Collected data
--------------------
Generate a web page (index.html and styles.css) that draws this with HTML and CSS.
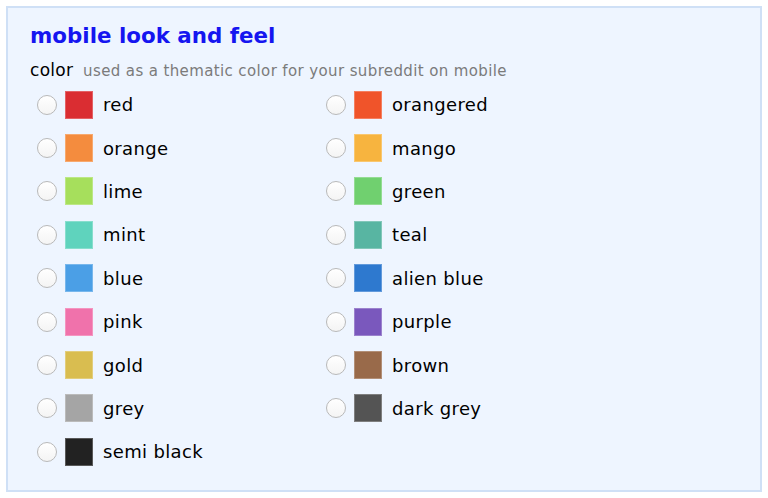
FILE: index.html
```html
<!DOCTYPE html>
<html lang="en">
<head>
    <meta charset="UTF-8">
    <title>mobile look and feel</title>
    <link rel="stylesheet" href="styles.css">
</head>
<body>
    <div class="panel">
        <h2>mobile look and feel</h2>
        <div class="label">color <span class="hint">used as a thematic color for your subreddit on mobile</span></div>
        <div class="colors">
            <label class="opt"><span class="radio"></span><span class="sw c-red"></span>red</label>
            <label class="opt"><span class="radio"></span><span class="sw c-orangered"></span>orangered</label>
            <label class="opt"><span class="radio"></span><span class="sw c-orange"></span>orange</label>
            <label class="opt"><span class="radio"></span><span class="sw c-mango"></span>mango</label>
            <label class="opt"><span class="radio"></span><span class="sw c-lime"></span>lime</label>
            <label class="opt"><span class="radio"></span><span class="sw c-green"></span>green</label>
            <label class="opt"><span class="radio"></span><span class="sw c-mint"></span>mint</label>
            <label class="opt"><span class="radio"></span><span class="sw c-teal"></span>teal</label>
            <label class="opt"><span class="radio"></span><span class="sw c-blue"></span>blue</label>
            <label class="opt"><span class="radio"></span><span class="sw c-alien"></span>alien blue</label>
            <label class="opt"><span class="radio"></span><span class="sw c-pink"></span>pink</label>
            <label class="opt"><span class="radio"></span><span class="sw c-purple"></span>purple</label>
            <label class="opt"><span class="radio"></span><span class="sw c-gold"></span>gold</label>
            <label class="opt"><span class="radio"></span><span class="sw c-brown"></span>brown</label>
            <label class="opt"><span class="radio"></span><span class="sw c-grey"></span>grey</label>
            <label class="opt"><span class="radio"></span><span class="sw c-darkgrey"></span>dark grey</label>
            <label class="opt"><span class="radio"></span><span class="sw c-semiblack"></span>semi black</label>
        </div>
    </div>
</body>
</html>
```

FILE: styles.css
```css
*{
    margin: 0;
    padding: 0;
    box-sizing: border-box;
}
body{
    background: #fff;
    font-family: "DejaVu Sans", Verdana, sans-serif;
    color: #000;
}
.panel{
    margin: 6px;
    height: 486px;
    border: 2px solid #cfe0f6;
    background-color: #eef5ff;
    padding: 14px 22px 0 22px;
}
h2{
    font-size: 21.4px;
    font-weight: bold;
    color: #1515f0;
    line-height: 28px;
}
.label{
    font-size: 17px;
    line-height: 24px;
    margin-top: 8px;
    letter-spacing: 0.3px;
}
.hint{
    font-size: 15px;
    color: #7b7b7b;
    margin-left: 4px;
    letter-spacing: 0.38px;
}
.colors{
    display: grid;
    grid-template-columns: 289px 289px;
    grid-auto-rows: 43.4px;
    padding-left: 7px;
    margin-top: 0;
}
.opt{
    display: flex;
    align-items: center;
    font-size: 18px;
    letter-spacing: 0.35px;
}
.radio{
    width: 20px;
    height: 20px;
    border-radius: 50%;
    border: 1px solid #b9b9b9;
    background: linear-gradient(#ffffff, #f4f4f4);
    margin-right: 8px;
}
.sw{
    width: 28px;
    height: 28px;
    margin-right: 10px;
    box-shadow: inset 0 0 0 1px rgba(255,255,255,0.25);
}
.c-red{ background: #da2d32; }
.c-orangered{ background: #f0542a; }
.c-orange{ background: #f48c3e; }
.c-mango{ background: #f7b43f; }
.c-lime{ background: #a6df5c; }
.c-green{ background: #70d06f; }
.c-mint{ background: #5fd3bd; }
.c-teal{ background: #58b5a2; }
.c-blue{ background: #4b9fe6; }
.c-alien{ background: #2e79cf; }
.c-pink{ background: #f072ab; }
.c-purple{ background: #7a58bd; }
.c-gold{ background: #d9bd50; }
.c-brown{ background: #996a4a; }
.c-grey{ background: #a5a5a5; }
.c-darkgrey{ background: #545454; }
.c-semiblack{ background: #222222; }
```
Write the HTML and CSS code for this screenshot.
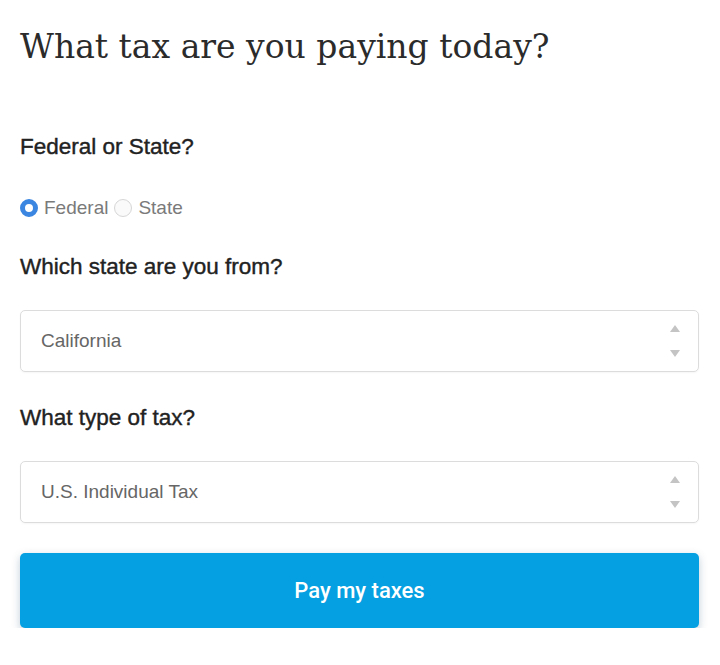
FILE: index.html
```html
<!DOCTYPE html>
<html lang="en">
<head>
  <meta charset="UTF-8">
  <meta name="viewport" content="width=device-width, initial-scale=1.0">
  <title>Pay my taxes</title>
  <link rel="stylesheet" href="styles.css">
</head>
<body>

  <div class="tax-form">
    <h1 class="page-title">What tax are you paying today?</h1>

    <!-- Loai thue -->
    <div class="field">
      <div class="field-label">Federal or State?</div>
      <div class="radio-row">
        <label class="radio-option">
          <input type="radio" name="level" value="federal" checked>
          <span>Federal</span>
        </label>
        <label class="radio-option">
          <input type="radio" name="level" value="state">
          <span>State</span>
        </label>
      </div>
    </div>

    <div class="field">
      <div class="field-label">Which state are you from?</div>
      <div class="select-box">
        <span class="select-value">California</span>
        <span class="select-arrows"><span class="arrow-up"></span><span class="arrow-down"></span></span>
      </div>
    </div>

    <div class="field">
      <div class="field-label">What type of tax?</div>
      <div class="select-box">
        <span class="select-value">U.S. Individual Tax</span>
        <span class="select-arrows"><span class="arrow-up"></span><span class="arrow-down"></span></span>
      </div>
    </div>

    <button class="pay-button">Pay my taxes</button>
  </div>

</body>
</html>
```

FILE: styles.css
```css
body {
  margin: 0;
  background: #fff;
  font-family: "Liberation Sans", Arial, sans-serif;
}

.tax-form {
  padding: 22px 21px 0 20px;
}

.page-title {
  margin: 0 0 62px;
  font-family: "DejaVu Serif", serif;
  font-weight: normal;
  font-size: 33px;
  line-height: 50px;
  color: #2b2b2b;
}

.field {
  margin-bottom: 33px;
}

.field:last-of-type {
  margin-bottom: 0;
}

.field-label {
  font-size: 22.5px;
  color: #222;
  line-height: 26px;
  -webkit-text-stroke: 0.4px #222;
}

.radio-row {
  display: flex;
  gap: 6px;
  margin-top: 37px;
  padding-bottom: 2px;
}

.radio-option {
  display: flex;
  align-items: center;
  gap: 6px;
  font-size: 19px;
  color: #7a7a7a;
}

.radio-option input {
  appearance: none;
  margin: 0;
  width: 18px;
  height: 18px;
  border-radius: 50%;
  border: 1px solid #d6d6d6;
  background: #fafafa;
}

.radio-option input:checked {
  border: 5px solid #3a86e0;
  background: #fff;
}

.select-box {
  display: flex;
  align-items: center;
  justify-content: space-between;
  height: 60px;
  margin-top: 30px;
  padding: 0 18px 0 20px;
  border: 1px solid #dcdcdc;
  border-radius: 5px;
  box-shadow: 0 1px 2px rgba(0, 0, 0, 0.04);
}

.select-value {
  font-size: 19px;
  color: #666;
}

.select-arrows {
  display: flex;
  flex-direction: column;
  gap: 18px;
}

.arrow-up,
.arrow-down {
  width: 0;
  height: 0;
  border-left: 5px solid transparent;
  border-right: 5px solid transparent;
}

.arrow-up {
  border-bottom: 7px solid #c4c4c4;
}

.arrow-down {
  border-top: 7px solid #c4c4c4;
}

.pay-button {
  display: block;
  width: 100%;
  height: 75px;
  margin-top: 30px;
  border: none;
  border-radius: 5px;
  background: #05a0e1;
  color: #fff;
  font-family: Roboto, "Liberation Sans", sans-serif;
  font-size: 22px;
  font-weight: 500;
  box-shadow: 0 3px 8px rgba(0, 60, 100, 0.25);
}
```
--------------------
Challenge. Repeat the material above in full and unchanged, minus its images.

In response.
Generate a web page (index.html and styles.css) that draws this with HTML and CSS.
FILE: index.html
```html
<!DOCTYPE html>
<html lang="en">
<head>
    <meta charset="UTF-8">
    <title>mobile look and feel</title>
    <link rel="stylesheet" href="styles.css">
</head>
<body>
    <div class="panel">
        <h2>mobile look and feel</h2>
        <div class="label">color <span class="hint">used as a thematic color for your subreddit on mobile</span></div>
        <div class="colors">
            <label class="opt"><span class="radio"></span><span class="sw c-red"></span>red</label>
            <label class="opt"><span class="radio"></span><span class="sw c-orangered"></span>orangered</label>
            <label class="opt"><span class="radio"></span><span class="sw c-orange"></span>orange</label>
            <label class="opt"><span class="radio"></span><span class="sw c-mango"></span>mango</label>
            <label class="opt"><span class="radio"></span><span class="sw c-lime"></span>lime</label>
            <label class="opt"><span class="radio"></span><span class="sw c-green"></span>green</label>
            <label class="opt"><span class="radio"></span><span class="sw c-mint"></span>mint</label>
            <label class="opt"><span class="radio"></span><span class="sw c-teal"></span>teal</label>
            <label class="opt"><span class="radio"></span><span class="sw c-blue"></span>blue</label>
            <label class="opt"><span class="radio"></span><span class="sw c-alien"></span>alien blue</label>
            <label class="opt"><span class="radio"></span><span class="sw c-pink"></span>pink</label>
            <label class="opt"><span class="radio"></span><span class="sw c-purple"></span>purple</label>
            <label class="opt"><span class="radio"></span><span class="sw c-gold"></span>gold</label>
            <label class="opt"><span class="radio"></span><span class="sw c-brown"></span>brown</label>
            <label class="opt"><span class="radio"></span><span class="sw c-grey"></span>grey</label>
            <label class="opt"><span class="radio"></span><span class="sw c-darkgrey"></span>dark grey</label>
            <label class="opt"><span class="radio"></span><span class="sw c-semiblack"></span>semi black</label>
        </div>
    </div>
</body>
</html>
```

FILE: styles.css
```css
*{
    margin: 0;
    padding: 0;
    box-sizing: border-box;
}
body{
    background: #fff;
    font-family: "DejaVu Sans", Verdana, sans-serif;
    color: #000;
}
.panel{
    margin: 6px;
    height: 486px;
    border: 2px solid #cfe0f6;
    background-color: #eef5ff;
    padding: 14px 22px 0 22px;
}
h2{
    font-size: 21.4px;
    font-weight: bold;
    color: #1515f0;
    line-height: 28px;
}
.label{
    font-size: 17px;
    line-height: 24px;
    margin-top: 8px;
    letter-spacing: 0.3px;
}
.hint{
    font-size: 15px;
    color: #7b7b7b;
    margin-left: 4px;
    letter-spacing: 0.38px;
}
.colors{
    display: grid;
    grid-template-columns: 289px 289px;
    grid-auto-rows: 43.4px;
    padding-left: 7px;
    margin-top: 0;
}
.opt{
    display: flex;
    align-items: center;
    font-size: 18px;
    letter-spacing: 0.35px;
}
.radio{
    width: 20px;
    height: 20px;
    border-radius: 50%;
    border: 1px solid #b9b9b9;
    background: linear-gradient(#ffffff, #f4f4f4);
    margin-right: 8px;
}
.sw{
    width: 28px;
    height: 28px;
    margin-right: 10px;
    box-shadow: inset 0 0 0 1px rgba(255,255,255,0.25);
}
.c-red{ background: #da2d32; }
.c-orangered{ background: #f0542a; }
.c-orange{ background: #f48c3e; }
.c-mango{ background: #f7b43f; }
.c-lime{ background: #a6df5c; }
.c-green{ background: #70d06f; }
.c-mint{ background: #5fd3bd; }
.c-teal{ background: #58b5a2; }
.c-blue{ background: #4b9fe6; }
.c-alien{ background: #2e79cf; }
.c-pink{ background: #f072ab; }
.c-purple{ background: #7a58bd; }
.c-gold{ background: #d9bd50; }
.c-brown{ background: #996a4a; }
.c-grey{ background: #a5a5a5; }
.c-darkgrey{ background: #545454; }
.c-semiblack{ background: #222222; }
```
Write the HTML and CSS code for this screenshot.
FILE: index.html
```html
<!DOCTYPE html>
<html lang="en">
<head>
  <meta charset="UTF-8">
  <meta name="viewport" content="width=device-width, initial-scale=1.0">
  <title>Pay my taxes</title>
  <link rel="stylesheet" href="styles.css">
</head>
<body>

  <div class="tax-form">
    <h1 class="page-title">What tax are you paying today?</h1>

    <!-- Loai thue -->
    <div class="field">
      <div class="field-label">Federal or State?</div>
      <div class="radio-row">
        <label class="radio-option">
          <input type="radio" name="level" value="federal" checked>
          <span>Federal</span>
        </label>
        <label class="radio-option">
          <input type="radio" name="level" value="state">
          <span>State</span>
        </label>
      </div>
    </div>

    <div class="field">
      <div class="field-label">Which state are you from?</div>
      <div class="select-box">
        <span class="select-value">California</span>
        <span class="select-arrows"><span class="arrow-up"></span><span class="arrow-down"></span></span>
      </div>
    </div>

    <div class="field">
      <div class="field-label">What type of tax?</div>
      <div class="select-box">
        <span class="select-value">U.S. Individual Tax</span>
        <span class="select-arrows"><span class="arrow-up"></span><span class="arrow-down"></span></span>
      </div>
    </div>

    <button class="pay-button">Pay my taxes</button>
  </div>

</body>
</html>
```

FILE: styles.css
```css
body {
  margin: 0;
  background: #fff;
  font-family: "Liberation Sans", Arial, sans-serif;
}

.tax-form {
  padding: 22px 21px 0 20px;
}

.page-title {
  margin: 0 0 62px;
  font-family: "DejaVu Serif", serif;
  font-weight: normal;
  font-size: 33px;
  line-height: 50px;
  color: #2b2b2b;
}

.field {
  margin-bottom: 33px;
}

.field:last-of-type {
  margin-bottom: 0;
}

.field-label {
  font-size: 22.5px;
  color: #222;
  line-height: 26px;
  -webkit-text-stroke: 0.4px #222;
}

.radio-row {
  display: flex;
  gap: 6px;
  margin-top: 37px;
  padding-bottom: 2px;
}

.radio-option {
  display: flex;
  align-items: center;
  gap: 6px;
  font-size: 19px;
  color: #7a7a7a;
}

.radio-option input {
  appearance: none;
  margin: 0;
  width: 18px;
  height: 18px;
  border-radius: 50%;
  border: 1px solid #d6d6d6;
  background: #fafafa;
}

.radio-option input:checked {
  border: 5px solid #3a86e0;
  background: #fff;
}

.select-box {
  display: flex;
  align-items: center;
  justify-content: space-between;
  height: 60px;
  margin-top: 30px;
  padding: 0 18px 0 20px;
  border: 1px solid #dcdcdc;
  border-radius: 5px;
  box-shadow: 0 1px 2px rgba(0, 0, 0, 0.04);
}

.select-value {
  font-size: 19px;
  color: #666;
}

.select-arrows {
  display: flex;
  flex-direction: column;
  gap: 18px;
}

.arrow-up,
.arrow-down {
  width: 0;
  height: 0;
  border-left: 5px solid transparent;
  border-right: 5px solid transparent;
}

.arrow-up {
  border-bottom: 7px solid #c4c4c4;
}

.arrow-down {
  border-top: 7px solid #c4c4c4;
}

.pay-button {
  display: block;
  width: 100%;
  height: 75px;
  margin-top: 30px;
  border: none;
  border-radius: 5px;
  background: #05a0e1;
  color: #fff;
  font-family: Roboto, "Liberation Sans", sans-serif;
  font-size: 22px;
  font-weight: 500;
  box-shadow: 0 3px 8px rgba(0, 60, 100, 0.25);
}
```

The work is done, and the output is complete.